OFT study

The OFT published a report in January 2011 following its market study on the underwriting of equity capital raisings by listed companies. It conducted the market study because of company and institutional shareholder dissatisfaction with equity underwriting services. The dissatisfaction focused primarily on underwriting fees.

The report says that the OFT's findings indicate that there is little competitive tension between investment banks during the equity raising process and that companies raising equity capital are not focused principally on reducing underwriting fees. It also found that there had been a significant increase in fees since the start of the financial crisis and fees have not since fallen in line with the reduction in risk. However, the OFT has concluded (and confirmed in a May 2011 statement) that it is not appropriate to refer the equity underwriting market to the Competition Commission for investigation as the market has just been through an exceptional period following the credit crisis.  

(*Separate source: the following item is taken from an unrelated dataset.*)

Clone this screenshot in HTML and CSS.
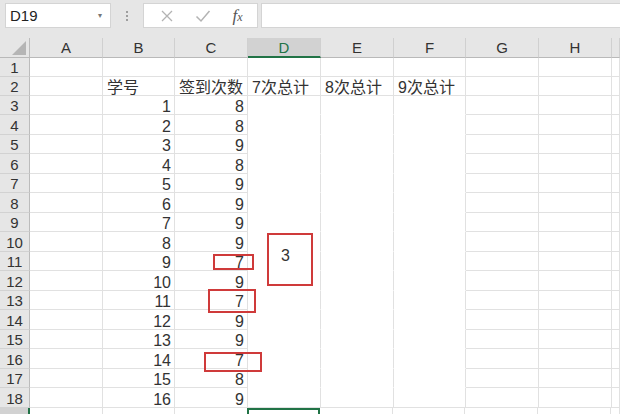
FILE: index.html
```html
<!DOCTYPE html>
<html lang="zh-CN">
<head>
    <meta charset="UTF-8">
    <title>D19</title>
    <link rel="stylesheet" href="styles.css">
</head>
<body>

    <!-- Barra de fórmulas -->
    <div class="toolbar">
        <div class="name-box">
            <span>D19</span>
            <span class="drop">&#9662;</span>
        </div>
        <div class="dots">
            <i></i><i></i><i></i>
        </div>
        <div class="fx-buttons">
            <svg width="14" height="14" viewBox="0 0 14 14"><path d="M2 2 L12 12 M12 2 L2 12" stroke="#b3b3b3" stroke-width="1.3" fill="none"/></svg>
            <svg width="16" height="14" viewBox="0 0 16 14"><path d="M1.5 7.5 L6 12 L14.5 2" stroke="#b3b3b3" stroke-width="1.5" fill="none"/></svg>
            <span class="fx">f<small>x</small></span>
        </div>
        <div class="formula"></div>
    </div>

    <!-- Planilha -->
    <div class="sheet">
        <div class="row head">
            <div class="rh corner"><div class="tri"></div></div>
            <div class="ch">A</div><div class="ch">B</div><div class="ch">C</div><div class="ch sel">D</div>
            <div class="ch">E</div><div class="ch">F</div><div class="ch">G</div><div class="ch">H</div><div class="ch"></div>
        </div>

        <div class="row h19"><div class="rh">1</div><div></div><div></div><div></div><div></div><div></div><div></div><div></div><div></div><div></div></div>
        <div class="row h19"><div class="rh">2</div><div></div><div>学号</div><div>签到次数</div><div>7次总计</div><div>8次总计</div><div>9次总计</div><div></div><div></div><div></div></div>
        <div class="row h19"><div class="rh">3</div><div></div><div class="num">1</div><div class="num">8</div><div class="w"></div><div class="w"></div><div class="w"></div><div></div><div></div><div></div></div>
        <div class="row h20"><div class="rh">4</div><div></div><div class="num">2</div><div class="num">8</div><div class="w"></div><div class="w"></div><div class="w"></div><div></div><div></div><div></div></div>
        <div class="row h19"><div class="rh">5</div><div></div><div class="num">3</div><div class="num">9</div><div class="w"></div><div class="w"></div><div class="w"></div><div></div><div></div><div></div></div>
        <div class="row h20"><div class="rh">6</div><div></div><div class="num">4</div><div class="num">8</div><div class="w"></div><div class="w"></div><div class="w"></div><div></div><div></div><div></div></div>
        <div class="row h19"><div class="rh">7</div><div></div><div class="num">5</div><div class="num">9</div><div class="w"></div><div class="w"></div><div class="w"></div><div></div><div></div><div></div></div>
        <div class="row h20"><div class="rh">8</div><div></div><div class="num">6</div><div class="num">9</div><div class="w"></div><div class="w"></div><div class="w"></div><div></div><div></div><div></div></div>
        <div class="row h19"><div class="rh">9</div><div></div><div class="num">7</div><div class="num">9</div><div class="w"></div><div class="w"></div><div class="w"></div><div></div><div></div><div></div></div>
        <div class="row h20"><div class="rh">10</div><div></div><div class="num">8</div><div class="num">9</div><div class="w"></div><div class="w"></div><div class="w"></div><div></div><div></div><div></div></div>
        <div class="row h19"><div class="rh">11</div><div></div><div class="num">9</div><div class="num">7</div><div class="w"></div><div class="w"></div><div class="w"></div><div></div><div></div><div></div></div>
        <div class="row h20"><div class="rh">12</div><div></div><div class="num">10</div><div class="num">9</div><div class="w"></div><div class="w"></div><div class="w"></div><div></div><div></div><div></div></div>
        <div class="row h19"><div class="rh">13</div><div></div><div class="num">11</div><div class="num">7</div><div class="w"></div><div class="w"></div><div class="w"></div><div></div><div></div><div></div></div>
        <div class="row h20"><div class="rh">14</div><div></div><div class="num">12</div><div class="num">9</div><div class="w"></div><div class="w"></div><div class="w"></div><div></div><div></div><div></div></div>
        <div class="row h19"><div class="rh">15</div><div></div><div class="num">13</div><div class="num">9</div><div class="w"></div><div class="w"></div><div class="w"></div><div></div><div></div><div></div></div>
        <div class="row h20"><div class="rh">16</div><div></div><div class="num">14</div><div class="num">7</div><div class="w"></div><div class="w"></div><div class="w"></div><div></div><div></div><div></div></div>
        <div class="row h19"><div class="rh">17</div><div></div><div class="num">15</div><div class="num">8</div><div class="w"></div><div class="w"></div><div class="w"></div><div></div><div></div><div></div></div>
        <div class="row h20"><div class="rh">18</div><div></div><div class="num">16</div><div class="num">9</div><div></div><div></div><div></div><div></div><div></div><div></div></div>
        <div class="row h20"><div class="rh cur"></div><div></div><div></div><div></div><div class="active"></div><div></div><div></div><div></div><div></div><div></div></div>

        <!-- Marcações em vermelho -->
        <div class="mark m1"></div>
        <div class="mark m2"></div>
        <div class="mark m3">3</div>
        <div class="mark m4"></div>
    </div>

</body>
</html>
```

FILE: styles.css
```css
* {
    margin: 0;
    padding: 0;
    box-sizing: border-box;
}

body {
    width: 620px;
    height: 414px;
    overflow: hidden;
    background-color: #fff;
    font-family: 'Liberation Sans', 'Noto Sans CJK SC', sans-serif;
    color: #333;
}

/* Barra de fórmulas */
.toolbar {
    height: 38px;
    background-color: #e6e6e6;
    display: flex;
    align-items: flex-start;
    padding: 3px 0 0 5px;
}

.name-box {
    width: 106px;
    height: 25px;
    background-color: #fff;
    border: 1px solid #d4d4d4;
    display: flex;
    align-items: center;
    justify-content: space-between;
    padding: 0 8px 0 4px;
    font-size: 15px;
    color: #222;
}

.drop {
    font-size: 8px;
    color: #777;
}

.dots {
    width: 32px;
    height: 25px;
    display: flex;
    flex-direction: column;
    align-items: center;
    justify-content: center;
    gap: 2px;
}

.dots i {
    width: 2px;
    height: 2px;
    background-color: #9e9e9e;
}

.fx-buttons {
    width: 115px;
    height: 25px;
    background-color: #fff;
    border: 1px solid #d4d4d4;
    display: flex;
    align-items: center;
    justify-content: space-around;
    padding: 0 4px 0 6px;
}

.fx {
    font-family: 'Liberation Serif', serif;
    font-style: italic;
    font-size: 17px;
    color: #555;
}

.fx small {
    font-size: 12px;
}

.formula {
    flex-grow: 1;
    height: 25px;
    margin-left: 3px;
    background-color: #fff;
    border: 1px solid #d4d4d4;
    border-right: none;
}

/* Planilha */
.sheet {
    position: relative;
}

.row {
    display: flex;
    height: 19px;
}

.row.h20 {
    height: 20px;
}

.row > div {
    flex: none;
    border-right: 1px solid #e1e1e1;
    border-bottom: 1px solid #e1e1e1;
    display: flex;
    align-items: flex-end;
    padding: 0 3px 0 4px;
    font-size: 16px;
    line-height: 15px;
    white-space: nowrap;
    overflow: hidden;
}

.row > div:nth-child(1) { width: 30px; }
.row > div:nth-child(2),
.row > div:nth-child(4),
.row > div:nth-child(5),
.row > div:nth-child(6),
.row > div:nth-child(8),
.row > div:nth-child(9) { width: 73px; }
.row > div:nth-child(3),
.row > div:nth-child(7) { width: 72px; }
.row > div:nth-child(10) { flex: 1; }

.row > .num {
    justify-content: flex-end;
}

.row > .w {
    border-bottom-color: #fff;
}

.row > .rh {
    background-color: #e6e6e6;
    border-right: 1px solid #bcbcbc;
    border-bottom: 1px solid #d2d2d2;
    justify-content: center;
    padding: 0 0 1px;
    font-size: 15px;
    color: #333;
}

.row > .rh.cur {
    background-color: #d2d2d2;
    border-right: 2px solid #217346;
}

/* Cabeçalho das colunas */
.row.head {
    height: 20px;
}

.row.head > div {
    background-color: #e6e6e6;
    border-right: 1px solid #d0d0d0;
    border-bottom: 1px solid #b9b9b9;
    justify-content: center;
    align-items: center;
    padding: 0;
    font-size: 15px;
    color: #333;
}

.row.head > .corner {
    justify-content: flex-end;
    align-items: flex-end;
    padding: 0 3px 2px 0;
    border-right: 1px solid #bcbcbc;
}

.tri {
    width: 14px;
    height: 14px;
    background-color: #b5b5b5;
    clip-path: polygon(100% 0, 100% 100%, 0 100%);
}

.row.head > .sel {
    background-color: #d2d2d2;
    border-bottom: 2px solid #217346;
    color: #217346;
}

.row > .active {
    border: 2px solid #217346;
    border-bottom: none;
    margin-left: -1px;
    width: 75px;
}

/* Marcações */
.mark {
    position: absolute;
    border: 2px solid #cf3a3a;
    font-size: 16px;
    color: #333;
}

.m1 { left: 213px; top: 216px; width: 41px; height: 16px; }
.m2 { left: 208px; top: 251px; width: 48px; height: 24px; }
.m3 { left: 267px; top: 195px; width: 46px; height: 53px; padding: 12px 0 0 12px; }
.m4 { left: 204px; top: 314px; width: 58px; height: 20px; }
```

The report contains several recommendations to help improve competition. For example, it suggests that companies should increase the number of banks they have relationships with (as banks which have an existing relationship with a company tend to be chosen to underwrite an equity capital raising) and that institutional shareholders should apply greater pressure on companies to reduce fees and discounts through, for example, discussion with the company about principles for any future equity raisings.

The OFT report is available on the OFT website.  

IIC guidance

The Institutional Investor Committee has published best practice guidance for issuers seeking to raise equity capital. The guidance, issued in May 2011, follows the Rights Issues Fees Inquiry Report published by the IIC in December 2010. In a similar conclusion to that of the OFT report, the IIC report found that there was a lack of competition in underwriting and that companies were unwilling to challenge banks, especially about the cost of underwriting.

The guidance is intended to inform issuers and their boards about institutional shareholders' views on best practice when raising equity capital.

As preparation for the eventuality that they may have to raise equity in the future, the guidance recommends that companies, amongst other things, discuss with their shareholders the appropriate capital structure for the company and whether in principle they have the ability or appetite to act as a sub-underwriter.  

Once the need for a capital raising exercise actually arises, the recommendations include that companies ask for a full breakdown of the advisers' proposed fees and satisfy themselves that they understand what it is being paid, and for what purpose, and in the event that the issue price is deeply discounted, consider whether the issue needs to be underwritten in whole, in part or not at all.  

The IIC guidance is available on the IIC website.